Слева направо: Ирина Нахова, Илья Кабаков, Иосиф Бакштейн, Владимир Сорокин, Сабина Хэнсген, 1985 год. Фото: В. Мочалова. Личный архив Владимира Сорокина
– И оформили порядка 50 книг.
– Да. Это было очень приятное занятие, надо сказать. Не надо было ходить на работу. В Совке это дорогого стоило. Встаешь утром неспешно, пьешь чай, смотришь в окно, где хмурые люди набиваются в автобус… Счастье! Я довольно быстро делал заказы. И в свободное время занимался литературой.
Весь ХХ век и сейчас — это торжество технологий, смерть автора, процесс вместо результата, потеря человеческого размера
– Вы поехали и купили краски, потому что берлинский дом позволил поставить мольберт и писать маслом?

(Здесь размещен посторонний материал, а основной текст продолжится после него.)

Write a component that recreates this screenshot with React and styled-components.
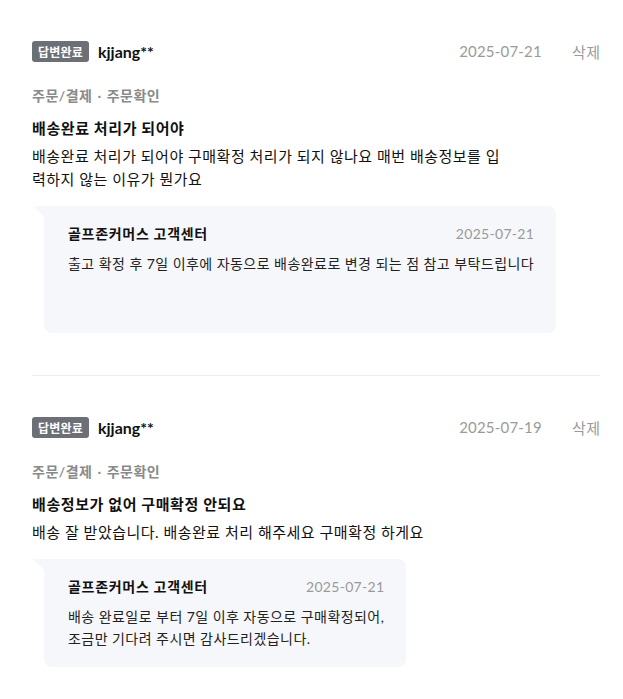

– Да, у меня в Берлине довольно просторный белый кабинет. И в нем я за два года написал 15 картин.
– В какой момент стало понятно, что получается большее, чем украшение интерьера?
– На второй-третьей картине. А потом возник этот проект. Мы с художником Женей Шефом сделали павильон "Теллурия". И роман помог, конечно.
– Когда-то вы мне говорили, что книга должна быть самодостаточна. И вдруг 15 картин по мотивам "Теллурии". А могли бы и симфонию написать...
– (смеется) У меня не абсолютный слух. Скорее всего, меня инспирировал Берлин. Это же такой центр культуры. И не надо забывать, что после "Теллурии" мне третий год как не пишется. Я не делал раньше таких конструкций, как этот роман. В нем есть некая тотальность. И видимо, это для автора не прошло даром и выдох после него еще не закончился.
Все совпало, как это обычно бывает: белые стены, новое место, желание вернуться к холсту и краскам и временная пауза.
– Когда вышла "Теллурия", вы говорили, что описать современный мир линейным романом сейчас невозможно. А может, следует пойти еще дальше? Единый художественный язык невозможен, и настала эпоха нового синкретизма?
Gesamtkunstwerk? А это ведь уже случилось. Если взять современное искусство, то становится понятно, что оно синкретично. Но мне-то как раз хотелось бросить этому вызов, архаически отстоять живопись как таковую, потому что ее уже сожрала сумма арт-технологий. Сейчас, мне кажется, стоит вернуться к жанровой чистоте.
Я не против написания классического романа. Важно, чтобы он решил некую культурную задачу, а не был по определению антиквариатом
– Я знаю, как вы не любите выступления перед публикой. И тут — перформанс.
– Ну это же не банальное выступление писателя перед публикой, а художественный акт. Не театр, не капустник. Это вещь другого сорта: взаимоотношение с искусством, а не с публикой.
– С рыцарем?
– Да. Как я сказал в интервью немецкому телевидению, мы с Женей Шефом бились за возвращение человеческого размера искусству. Потому что весь ХХ век и сейчас — это торжество технологий, смерть автора, процесс вместо результата, потеря человеческого размера. Основательные немцы меня спросили: а что такое человеческий размер в искусстве? Я ответил просто: берешь кисть, холст и краски. Und vorwarts!
– А может, настала пора возродить и линейный роман? В этом году одними из самых обсуждаемых книг стали "Щегол" Донны Тартт и "Светила" Элеанор Каттон. Вполне традиционные по форме.
– Я не против написания классического романа. Важно, чтобы он решил некую культурную задачу, а не был по определению антиквариатом. Мне кажется, это все свидетельствует, что мир начинает дробиться. И глобальные технологические высказывания в культуре начинают уступать более локальным.
– Ваш друг Дмитрий Александрович Пригов когда-то разные свои занятия — писание стихов, прозы, рисование, перформансы — сравнивал с кручением хулахупов. Стоит одному обручу уделить меньшее внимание, как он начинает останавливаться и может упасть.
– Я как Дмитрий Александрович работать не могу: помазать на холсте, потом присесть к монитору и написать главу… Нет. Все требует концентрации. Но я не представляю, чем буду завтра заниматься (смеется).
– Про вас уже кто-то сказал, что Сорокин сбросил очередную кожу, а значит, скоро появится что-то новое.
– Пока надо отступить от "Теллурии". Шаг в сторону. Я закрываю эту тему и с оптимизмом смотрю в будущее.